There are some corners in Toronto that never take a day off. The corner of Yonge and Dundas is one of them. You can show up with a camera, no plan, no assignment, no coffee even—and somehow the city will hand you a story anyway.
Today was one of those days.
I stepped out into the cold and within minutes realized I didn’t need to hunt for a photo. The photos were already waiting for me. On one side of the intersection there was a protest—flags waving, voices echoing off the glass towers, signs held high with messages meant to be seen and heard. People bundled up, standing their ground on icy sidewalks, making sure their presence counted.
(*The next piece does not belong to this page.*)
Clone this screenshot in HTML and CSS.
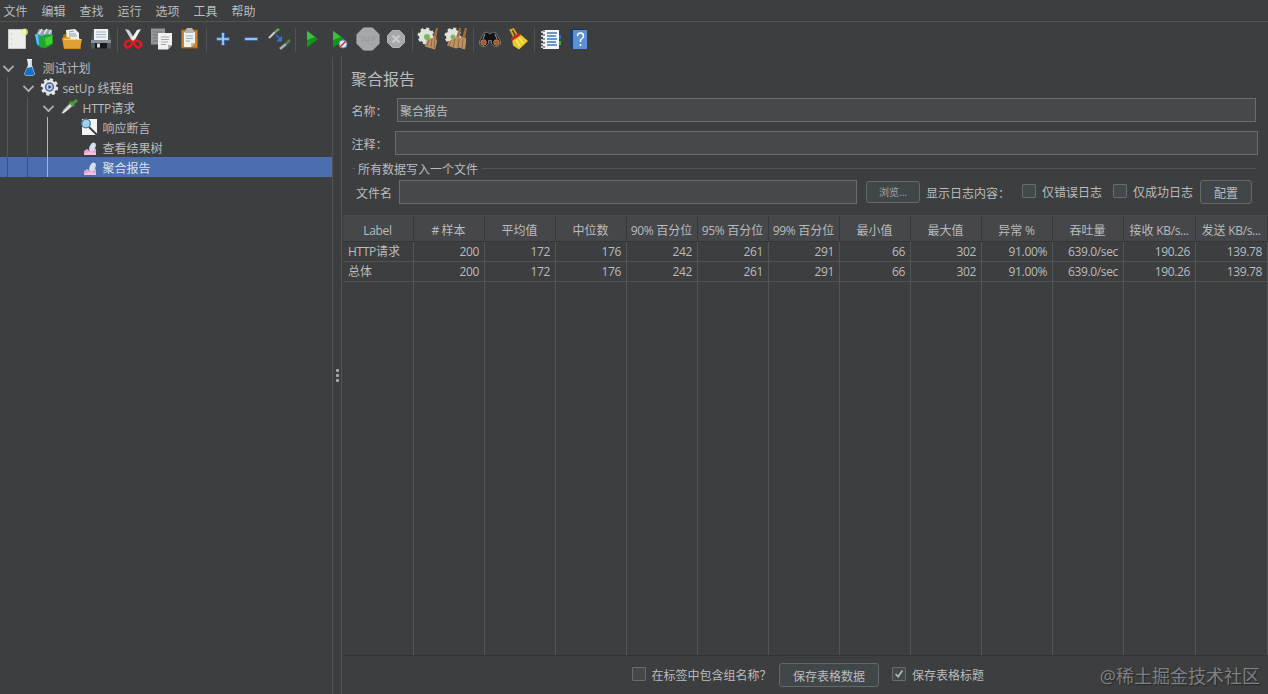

Whether you agree or disagree, it’s part of the street, part of the moment, and part of the city telling its story in real time.
And then there was the preacher.
Standing elevated above the crowd, megaphone in hand, voice cutting clean through the winter air. No stage, no permit-looking setup—just conviction, volume, and the belief that if you speak loudly enough at Yonge and Dundas, someone will listen. Some people stopped. Some kept walking. Some filmed. Some rolled their eyes. That’s the deal here. Everyone gets their moment, and the street decides how it reacts.
Then, because this is Yonge and Dundas and nothing happens in isolation, I turned around and there it was—a giant fridge full of cheese.
Not a metaphor. An actual oversized fridge, planted right in the square, packed with cheese and looking completely unbothered by megaphones, preaching, and chanting. Just sitting there like it belonged, bright and bold against the winter sky. If you ever want proof that Toronto can juggle seriousness and silliness at the exact same time, this intersection is it.
And yes—there were cheese samples.
Free cheese. In the middle of winter. In the middle of a protest. While a preacher delivered his message ten feet away. People stepping off the sidewalk, warming their hands, grabbing a sample, smiling, and then drifting right back into the noise and movement of the city. One minute you’re listening to a sermon, the next minute you’re debating cheddar versus marble.
That’s the magic of this corner.
Yonge and Dundas doesn’t choose one story—it stacks them. Protest beside preaching. Preaching beside promotion. Serious moments beside absurd ones. You don’t have to manufacture drama here; you just have to stand still long enough to notice it.
As a street photographer, this is why I keep coming back. You can work wide and capture the chaos, or go tight and pull out the little moments: a raised hand, a frozen breath, a megaphone mid-sentence, a sign held high—or a hand holding a cube of cheese.
Today wasn’t about getting the perfect shot. It was about recording the moment exactly as it was—loud, strange, layered, and very Toronto.
A protest.
A preacher.
A fridge full of cheese.
Only at Yonge and Dundas. And tomorrow? It’ll be something else entirely.